LTE-M tries to modify and optimize the LTE technology to achieve deeper coverage, lower power consumption, longer battery life, lower device cost, and larger device density per cell without loosing capacity. LTE-M technology modifies the legacy LTE to ensure that the technology is suitable for IoT applications in terms of performance and functionality.
As we mentioned in the previous section, scalable carrier bandwidths from 1.4 MHz to 20 MHz, utilizing 6 to 100 resource blocks are supported by LTE. LTE-M uses part of the existing bandwidth for IoT. The bandwidth of LTE-M in Release 13 was limited to 1.4 MHz (1.08 MHz plus guard-band). It should be noted that the LTE-M network supports two Coverage Enhancement (CE) modes, the mandatory mode A and the optional mode B. CE mode A supports only moderate coverage enhancements, while mode B supports very deep coverage. LTE-M also supports a maximum data channel bandwidth of 5MHz in uplink. The control signaling is still restricted to 1.4 MHz in order to re-use as much as possible of the Rel-13 design. There is no change in duplexing scheme in this release. The LTE-M bandwidth is increased to support maximum channel bandwidths of 5 or 20 MHz for mode A and mode B in downlink, respectively.
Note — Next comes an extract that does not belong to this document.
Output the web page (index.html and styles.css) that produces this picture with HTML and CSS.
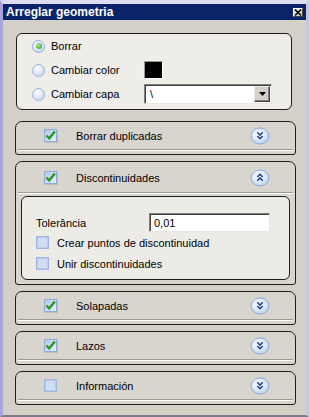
FILE: index.html
```html
<!DOCTYPE html>
<html>
<head>
<meta charset="utf-8">
<link rel="stylesheet" href="styles.css">
</head>
<body>
<div class="window">
  <div class="titlebar">
    <span class="title">Arreglar geometria</span>
    <span class="close"><svg width="8" height="7" viewBox="0 0 8 7"><path d="M1 0.5 L7 6.5 M7 0.5 L1 6.5" stroke="#000" stroke-width="1.4"/></svg></span>
  </div>
  <div class="content">
    <div class="group">
      <div class="row"><span class="radio on"></span><span class="lbl">Borrar</span></div>
      <div class="row"><span class="radio"></span><span class="lbl">Cambiar color</span><span class="swatch"></span></div>
      <div class="row"><span class="radio"></span><span class="lbl">Cambiar capa</span>
        <div class="select"><span class="sel-text">\</span><span class="arrow"><svg width="7" height="4" viewBox="0 0 7 4"><path d="M0 0 H7 L3.5 4 Z" fill="#000"/></svg></span></div>
      </div>
    </div>

    <div class="panel">
      <div class="ph">
        <span class="cb checked"><svg width="11" height="11" viewBox="0 0 11 11"><path d="M1.5 5.5 L4.2 8.5 L9.8 1.5" fill="none" stroke="#1f9c1f" stroke-width="2.4"/></svg></span>
        <span class="ptitle">Borrar duplicadas</span>
        <svg class="chev" width="20" height="18" viewBox="0 0 20 18"><defs><radialGradient id="g1" cx="0.45" cy="0.4" r="0.6"><stop offset="0" stop-color="#ffffff"/><stop offset="0.55" stop-color="#e2ebfb"/><stop offset="1" stop-color="#b7cbef"/></radialGradient></defs><ellipse cx="10" cy="9" rx="9" ry="8" fill="url(#g1)" stroke="#8faadc"/><path d="M7.3 5.3 L10 8 L12.7 5.3 M7.3 9 L10 11.7 L12.7 9" fill="none" stroke="#1f3d8c" stroke-width="1.6"/></svg>
      </div>
      <div class="sep"></div>
      <div class="pb"></div>
    </div>

    <div class="panel open">
      <div class="ph tall">
        <span class="cb checked"><svg width="11" height="11" viewBox="0 0 11 11"><path d="M1.5 5.5 L4.2 8.5 L9.8 1.5" fill="none" stroke="#1f9c1f" stroke-width="2.4"/></svg></span>
        <span class="ptitle">Discontinuidades</span>
        <svg class="chev" width="20" height="18" viewBox="0 0 20 18"><ellipse cx="10" cy="9" rx="9" ry="8" fill="url(#g1)" stroke="#8faadc"/><path d="M7.3 8 L10 5.3 L12.7 8 M7.3 11.7 L10 9 L12.7 11.7" fill="none" stroke="#1f3d8c" stroke-width="1.6"/></svg>
      </div>
      <div class="sep"></div>
      <div class="inner">
        <div class="irow"><span class="ilbl">Tolerância</span><div class="input">0,01</div></div>
        <div class="crow"><span class="cb plain"></span><span>Crear puntos de discontinuidad</span></div>
        <div class="crow"><span class="cb plain"></span><span>Unir discontinuidades</span></div>
      </div>
    </div>

    <div class="panel">
      <div class="ph">
        <span class="cb checked"><svg width="11" height="11" viewBox="0 0 11 11"><path d="M1.5 5.5 L4.2 8.5 L9.8 1.5" fill="none" stroke="#1f9c1f" stroke-width="2.4"/></svg></span>
        <span class="ptitle">Solapadas</span>
        <svg class="chev" width="20" height="18" viewBox="0 0 20 18"><ellipse cx="10" cy="9" rx="9" ry="8" fill="url(#g1)" stroke="#8faadc"/><path d="M7.3 5.3 L10 8 L12.7 5.3 M7.3 9 L10 11.7 L12.7 9" fill="none" stroke="#1f3d8c" stroke-width="1.6"/></svg>
      </div>
      <div class="sep"></div>
      <div class="pb"></div>
    </div>

    <div class="panel">
      <div class="ph">
        <span class="cb checked"><svg width="11" height="11" viewBox="0 0 11 11"><path d="M1.5 5.5 L4.2 8.5 L9.8 1.5" fill="none" stroke="#1f9c1f" stroke-width="2.4"/></svg></span>
        <span class="ptitle">Lazos</span>
        <svg class="chev" width="20" height="18" viewBox="0 0 20 18"><ellipse cx="10" cy="9" rx="9" ry="8" fill="url(#g1)" stroke="#8faadc"/><path d="M7.3 5.3 L10 8 L12.7 5.3 M7.3 9 L10 11.7 L12.7 9" fill="none" stroke="#1f3d8c" stroke-width="1.6"/></svg>
      </div>
      <div class="sep"></div>
      <div class="pb"></div>
    </div>

    <div class="panel">
      <div class="ph">
        <span class="cb plain"></span>
        <span class="ptitle">Información</span>
        <svg class="chev" width="20" height="18" viewBox="0 0 20 18"><ellipse cx="10" cy="9" rx="9" ry="8" fill="url(#g1)" stroke="#8faadc"/><path d="M7.3 5.3 L10 8 L12.7 5.3 M7.3 9 L10 11.7 L12.7 9" fill="none" stroke="#1f3d8c" stroke-width="1.6"/></svg>
      </div>
      <div class="sep"></div>
      <div class="pb"></div>
    </div>
  </div>
</div>
</body>
</html>
```
FILE: styles.css
```css
* { box-sizing: border-box; }
html, body { margin: 0; padding: 0; }
body {
  font-family: "Liberation Sans", Arial, sans-serif;
  font-size: 11px;
  color: #000;
  background: #d4d0c8;
}
.window {
  width: 309px;
  height: 417px;
  background: #d4d0c8;
  border-top: 4px solid #dedcf0;
  border-left: 3px solid #a8a4dc;
  border-right: 3px solid #c9c7dc;
  border-bottom: 2px solid #7c7a86;
  display: flex;
  flex-direction: column;
}
.titlebar {
  height: 16px;
  background: #0a246a;
  display: flex;
  align-items: center;
  padding: 0 3px 0 3px;
}
.title {
  color: #fff;
  font-weight: bold;
  font-size: 12px;
  flex: 1;
  line-height: 16px;
}
.close {
  width: 10px;
  height: 9px;
  background: #d4d0c8;
  border-top: 1px solid #fff;
  border-left: 1px solid #fff;
  border-right: 1px solid #404040;
  border-bottom: 1px solid #404040;
  display: flex;
  align-items: center;
  justify-content: center;
  margin-top: 1px;
}
.close svg { display: block; }
.content {
  padding: 13px 0 0 12px;
  display: flex;
  flex-direction: column;
  gap: 6px;
}
.group {
  margin-left: 1px;
  width: 276px;
  height: 77px;
  border: 1px solid #1e1e1e;
  border-radius: 6px;
  background: #eeede8;
  padding: 0 0 0 15px;
  margin-bottom: 5px;
}
.row {
  height: 24px;
  display: flex;
  align-items: center;
}
.radio {
  width: 13px;
  height: 13px;
  border-radius: 50%;
  border: 1px solid #98b0dc;
  background: radial-gradient(circle at 40% 35%, #ffffff 0%, #e0eafa 45%, #b3c8ee 100%);
  position: relative;
  flex: none;
}
.radio.on::after {
  content: "";
  position: absolute;
  left: 2.5px;
  top: 2.5px;
  width: 6px;
  height: 6px;
  border-radius: 50%;
  background: radial-gradient(circle at 40% 35%, #b4e79b 0%, #62b545 60%, #3f8f2c 100%);
}
.lbl {
  margin-left: 6px;
  width: 93px;
  flex: none;
}
.swatch {
  width: 19px;
  height: 18px;
  background: #000;
  border: 1px solid #fff;
  border-top-color: #9a9890;
  border-left-color: #9a9890;
  outline: 1px solid #f2f1ee;
}
.select {
  width: 128px;
  height: 20px;
  background: #fff;
  border-top: 1px solid #808080;
  border-left: 1px solid #808080;
  border-right: 1px solid #e8e6e0;
  border-bottom: 1px solid #e8e6e0;
  box-shadow: inset 1px 1px 0 #404040;
  display: flex;
  align-items: center;
}
.sel-text { flex: 1; padding-left: 5px; }
.arrow {
  width: 16px;
  height: 16px;
  margin-right: 1px;
  background: #d4d0c8;
  border-top: 1px solid #f0efeb;
  border-left: 1px solid #f0efeb;
  border-right: 1px solid #404040;
  border-bottom: 1px solid #404040;
  box-shadow: inset -1px -1px 0 #808080;
  display: flex;
  align-items: center;
  justify-content: center;
}
.arrow svg { display: block; }
.panel {
  width: 281px;
  border: 1px solid #1e1e1e;
  border-radius: 7px 7px 3px 3px;
  background: #d8d5ce;
}
.ph {
  height: 27px;
  display: flex;
  align-items: center;
  padding: 0 25px 0 28px;
}
.ph.tall { height: 30px; padding-top: 1px; }
.ptitle { margin-left: 19px; flex: 1; }
.chev { display: block; flex: none; }
.sep {
  margin: 0 2px;
  height: 2px;
  border-top: 1px solid #9c9a94;
  border-bottom: 1px solid #ffffff;
}
.pb { height: 3px; }
.cb {
  width: 13px;
  height: 13px;
  flex: none;
  display: flex;
  align-items: center;
  justify-content: center;
  border: 1px solid #92aad8;
  background: linear-gradient(135deg, #b3c7ea 0%, #d2def3 60%, #e6edf9 100%);
  box-shadow: 1px 1px 0 rgba(120,130,150,0.3);
}
.cb svg { display: block; }
.cb.plain {
  background: #cfdcf2;
  border: 1px solid #9fb5e0;
  box-shadow: inset 0 0 0 1px #b8cbec;
}
.inner {
  margin: 2px 5px 4px 5px;
  height: 84px;
  border: 1px solid #1e1e1e;
  border-radius: 6px;
  background: #ecebe6;
  padding: 15px 0 0 14px;
}
.irow {
  height: 20px;
  display: flex;
  align-items: center;
}
.ilbl { width: 113px; flex: none; padding-top: 2px; }
.input {
  width: 121px;
  height: 19px;
  background: #fff;
  border-top: 1px solid #808080;
  border-left: 1px solid #808080;
  border-right: 1px solid #e8e6e0;
  border-bottom: 1px solid #e8e6e0;
  box-shadow: inset 1px 1px 0 #404040;
  padding: 2px 0 0 4px;
  line-height: 14px;
}
.crow {
  height: 21px;
  display: flex;
  align-items: center;
}
.crow .cb { margin-right: 8px; }
```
To reduce complexity, LTE-M devices can support half-duplex communications. LTE-M in Release 13, 14 and 15 support half-duplex FDD in addition to TDD. In full duplex FDD, the data transmission and reception can be done simultaneously, while in half-duplex operation, a device should alternate between transmission and reception as shown in Figure 3.4. Using HD-FDD can reduce the data rate, but devices that only support HD-FDD are less complex, and therefore, less costly.
A comparison between some channels and signals in LTE and LTE-M is listed in Table 3.2. As seen in this table, the LTE-M signalling is very similar to the legacy LTE. In LTE-M, there have been more changes to PDCCH control channel compared to the other channels. In this regard, a new channel called MPDCCH which stands for MTC physical downlink control channel has been introduced. MPDCCH is a special type of PDCCH designed for IoT operation. Most channels in LTE-M are very similar to legacy LTE, except that the repetition and frequency hopping have been added to most of the channels.
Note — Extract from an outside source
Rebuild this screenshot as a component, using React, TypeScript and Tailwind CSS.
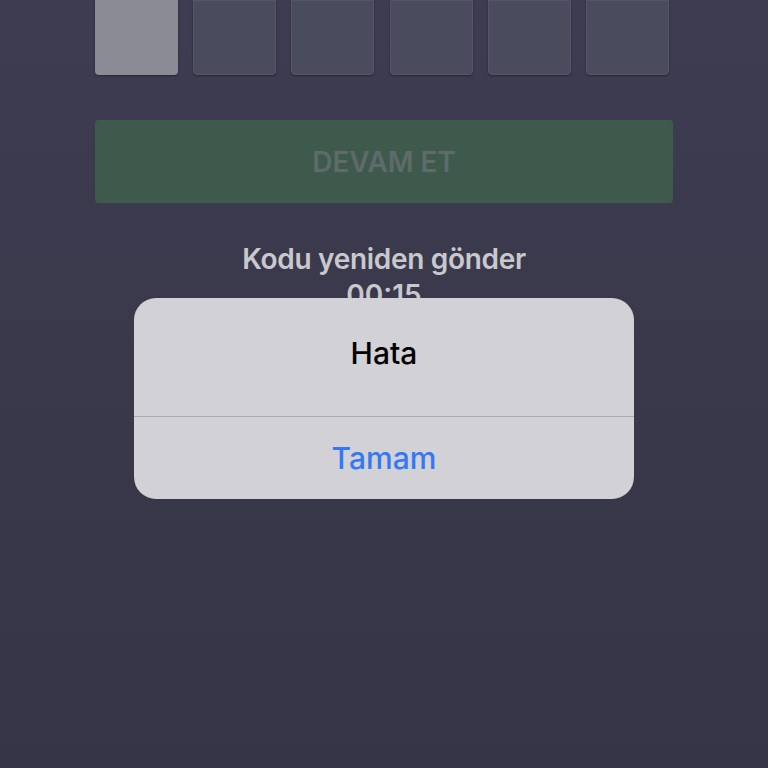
import React from 'react';

const DIGITS = ['', '', '', '', '', ''];

export default function App() {
  return (
    <div
      className="relative h-[768px] w-[768px] overflow-hidden bg-gradient-to-b from-[#3d3c50] to-[#363547]"
      style={{ fontFamily: 'Inter, "Noto Sans", sans-serif' }}
    >
      {/* Code inputs */}
      <div className="flex gap-[15.2px] pl-[95px]">
        {DIGITS.map((d, i) => (
          <div
            key={i}
            className={
              i === 0
                ? 'h-[75px] w-[83px] rounded-b-[4px] bg-[#8b8b96] shadow-[0_1px_2px_rgba(0,0,0,0.35)]'
                : 'h-[75px] w-[83px] rounded-b-[4px] border border-[#55566a] bg-[#4a4b5d] shadow-[0_1px_2px_rgba(0,0,0,0.35)]'
            }
          >
            {d}
          </div>
        ))}
      </div>

      {/* Continue button */}
      <div className="mx-[95px] mt-[45px] flex h-[83px] items-center justify-center rounded-[4px] bg-[#3e5a4c]">
        <span className="text-[28px] font-semibold tracking-[-0.1px] text-[#5f6a6b]">DEVAM ET</span>
      </div>

      {/* Resend */}
      <div className="mt-[38px] flex flex-col items-center text-[#c9c9cd]">
        <span className="text-[28px] font-semibold leading-[36px] tracking-[-0.3px]">Kodu yeniden gönder</span>
        <span className="text-[28px] font-semibold leading-[36px]">00:15</span>
      </div>

      {/* Alert */}
      <div className="absolute left-[134px] top-[298px] w-[500px] overflow-hidden rounded-[22px] bg-[#d1d1d6]">
        <div className="flex h-[118px] items-center justify-center pb-[7px]">
          <span className="text-[30px] font-medium text-black">Hata</span>
        </div>
        <div className="h-px bg-[#a9a9ae]" />
        <div className="flex h-[82px] items-center justify-center">
          <span className="text-[30px] font-medium text-[#3478f6]">Tamam</span>
        </div>
      </div>
    </div>
  );
}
Table 3.2: A comparison between some channels and signals in LTE and LTE-M
A simple example of downlink data transfer is shown in Figure 3.5. The data transfer starts with the base station sending a DCI signal to the IoT device. The base station then sends the data to the IoT device in downlink direction. The IoT device receives the data and sends an acknowledgement to the base station. There is a timing that needs to be respected during the operation. TD represents the cross sub-frame delay, while TDUS and TUDS represent downlink to uplink switching time and uplink to downlink switching time, respectively. The TD, TDUS, and TUDS values for LTE-M are 1ms, 3ms, and 3ms, respectively.
The uplink data transfer is shown in Figure 3.6. The data transfer starts with the base station sending a DCI signal to the IoT device. The IoT device then sends the data to the base station. The base station receives the data and sends an acknowledgement to the IoT device. There is a timing that needs to be respected during this operation.
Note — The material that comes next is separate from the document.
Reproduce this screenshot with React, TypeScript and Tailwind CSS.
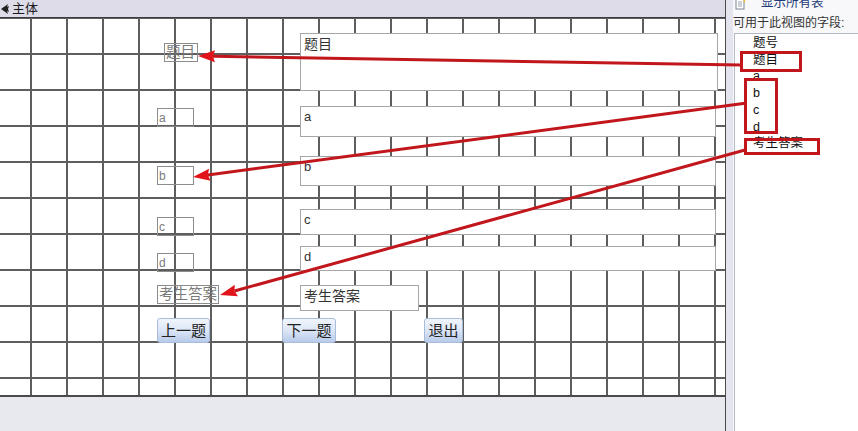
import React from 'react';

const FONT = { fontFamily: '"Liberation Sans", "Noto Sans CJK SC", sans-serif' };

type Pt = [number, number];

const Arrow: React.FC<{ from: Pt; to: Pt }> = ({ from, to }) => {
  const dx = from[0] - to[0];
  const dy = from[1] - to[1];
  const len = Math.hypot(dx, dy);
  const ux = dx / len;
  const uy = dy / len;
  const bx = to[0] + ux * 17;
  const by = to[1] + uy * 17;
  const pts = [
    `${to[0]},${to[1]}`,
    `${bx - uy * 6},${by + ux * 6}`,
    `${bx + ux * -2},${by + uy * -2}`,
    `${bx + uy * 6},${by - ux * 6}`,
  ].join(' ');
  return (
    <g>
      <line x1={from[0]} y1={from[1]} x2={bx - ux * 2} y2={by - uy * 2} stroke="#c2161d" strokeWidth={3} />
      <polygon points={pts} fill="#e0141a" />
    </g>
  );
};

const Label: React.FC<{ className: string; text: string; small?: boolean }> = ({ className, text, small }) => (
  <div
    className={`absolute border border-[#8c8c8c] text-[#7a7a7a] leading-none whitespace-nowrap overflow-hidden flex items-center pl-[1px] ${small ? 'text-[12px]' : 'text-[14.5px]'} ${className}`}
  >
    {text}
  </div>
);

const TextBox: React.FC<{ className: string; text: string }> = ({ className, text }) => (
  <div className={`absolute left-[300px] bg-white border border-[#a6a6a6] text-[14px] text-[#333] leading-none pl-[3px] pt-[3px] ${className}`}>
    {text}
  </div>
);

const Btn: React.FC<{ className: string; text: string }> = ({ className, text }) => (
  <div
    className={`absolute top-[300px] h-[25px] rounded-[3px] border border-[#a9bcdb] bg-gradient-to-b from-[#f1f5fc] via-[#dce6f6] to-[#b8cbea] text-[15px] text-[#222] flex items-center justify-center leading-none ${className}`}
  >
    {text}
  </div>
);

const fields = ['题号', '题目', 'a', 'b', 'c', 'd', '考生答案'];

export default function App() {
  return (
    <div className="relative w-[858px] h-[431px] overflow-hidden flex bg-white" style={FONT}>
      {/* form design area */}
      <div className="w-[726px] flex flex-col border-r border-[#4a4a4a]">
        <div className="h-[18px] shrink-0 bg-[#dddce8] border-b border-[#3c3c3c] flex items-center pl-[1px] gap-[3px] text-[13px] text-[#1a1a1a]">
          <svg width="8" height="10" viewBox="0 0 8 10">
            <polygon points="0,5 7,0 6,3 8,2 7,5 8,8 6,7 7,10" fill="#222" />
          </svg>
          <span className="leading-none">主体</span>
        </div>
        <div className="relative h-[379px] shrink-0 border-b-2 border-[#4a4a4a] bg-white bg-[linear-gradient(to_right,#5e5e5e_2px,transparent_2px),linear-gradient(to_bottom,#5e5e5e_2px,transparent_2px)] [background-size:36px_36px] [background-position:30px_35px]">
          <Label className="left-[164px] top-[25px] w-[34px] h-[19px]" text="题目" />
          <Label className="left-[157px] top-[90px] w-[37px] h-[19px]" text="a" small />
          <Label className="left-[157px] top-[148px] w-[37px] h-[19px]" text="b" small />
          <Label className="left-[157px] top-[199px] w-[37px] h-[19px]" text="c" small />
          <Label className="left-[157px] top-[235px] w-[37px] h-[19px]" text="d" small />
          <Label className="left-[157px] top-[267px] w-[62px] h-[19px]" text="考生答案" />

          <TextBox className="top-[15px] w-[418px] h-[58px]" text="题目" />
          <TextBox className="top-[88px] w-[416px] h-[31px] !text-[13px]" text="a" />
          <TextBox className="top-[138px] w-[416px] h-[30px] !text-[13px]" text="b" />
          <TextBox className="top-[191px] w-[416px] h-[26px] !text-[13px]" text="c" />
          <TextBox className="top-[228px] w-[416px] h-[25px] !text-[13px]" text="d" />
          <TextBox className="top-[267px] w-[119px] h-[26px]" text="考生答案" />

          <Btn className="left-[157px] w-[53px]" text="上一题" />
          <Btn className="left-[282px] w-[54px]" text="下一题" />
          <Btn className="left-[424px] w-[39px]" text="退出" />
        </div>
        <div className="flex-1 bg-[#e7e9ef]" />
      </div>

      {/* splitter */}
      <div className="w-[7px] bg-[#e3e4ed]" />

      {/* field list panel */}
      <div className="flex-1 flex flex-col bg-[#f8f8fa]">
        <div className="h-[18px] -mt-[6px] flex items-center gap-[14px] pl-[2px]">
          <svg width="12" height="13" viewBox="0 0 12 13">
            <rect x="1" y="2" width="8" height="10" fill="#fff" stroke="#7d8594" />
            <line x1="3" y1="5" x2="7" y2="5" stroke="#9aa2b0" />
            <line x1="3" y1="7" x2="7" y2="7" stroke="#9aa2b0" />
            <line x1="3" y1="9" x2="7" y2="9" stroke="#9aa2b0" />
            <polygon points="9,0 10,2 12,2.5 10,3.5 9.5,6 8.5,3.5 6.5,2.5 8.5,2" fill="#f2c21b" />
          </svg>
          <span className="text-[12.5px] text-[#1d3b78] leading-none">显示所有表</span>
        </div>
        <div className="h-[21px] flex items-center text-[12px] text-[#333] leading-none">可用于此视图的字段:</div>
        <div className="flex-1 ml-[1px] bg-white border-l border-t border-[#b4b9c6] pl-[18px] pt-[1px]">
          {fields.map(f => (
            <div key={f} className="h-[16.7px] flex items-center text-[12.5px] text-[#111] leading-none">
              {f}
            </div>
          ))}
        </div>
      </div>

      {/* annotation overlay */}
      <svg className="absolute inset-0 pointer-events-none" width="858" height="431">
        <Arrow from={[741, 65]} to={[198, 56]} />
        <Arrow from={[747, 103]} to={[193, 177]} />
        <Arrow from={[745, 150]} to={[220, 295]} />
        <rect x="741.5" y="52.5" width="59" height="18" fill="none" stroke="#c2161d" strokeWidth={3} />
        <rect x="745.5" y="79.5" width="31" height="53" fill="none" stroke="#c2161d" strokeWidth={3} />
        <rect x="745.5" y="139.5" width="73" height="14" fill="none" stroke="#c2161d" strokeWidth={3} />
      </svg>
    </div>
  );
}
To increase the data rate, the legacy LTE uses the HARQ process. The number of HARQ processes in LTE-M has been increased in some scenarios. In ARQ, when a receiver receives a corrupted packet, the receiver discards the corrupted packet and asks for a retransmission of the same packet by sending a NAK packet to the transmitter. If in the new retransmission, the packet arrives with errors, the receiver discards the packet again and requests for a new retransmission of the same packet. The HARQ technique uses the ARQ along with soft combining (an error correction technique), which does not discard the received corrupted data. In soft combining, the receiver buffers the corrupted packets and tries to perform error correction.
HARQ process for downlink in LTE-M is similar to legacy LTE except that the repetition of each transmission is allowed. However, HARQ process for uplink is different from the legacy LTE. The most critical difference is that the base station does not send any ACK/NACK. Instead of NAK in MPUSCH channel, it will send another DCI to ask the IoT device for another transmission.
It is clear that increasing the number of concurrent HARQ processes can increase the data rate. Figure 3.7 shows 2 HARQ processes in downlink. The timing for sending two packets can be calculated as 2×TDCI+TD+TData1+TData2+TDUS+TACK+TUDS as shown in Figure 3.7, where TDCI is the time needed to send the DCI packet and TData1 and TData2 are the duration of Data1 and Data2 packets.
The peak data rate for LTE-M depends on many factors. Some of these factors are the spectrum, the Transport Block Size (TBS), and the maximum number of HARQ processes. In general, increasing the TBS value results in higher data rate. Increasing HARQ processes can also increase the data rate. However, this happens mostly in good radio conditions.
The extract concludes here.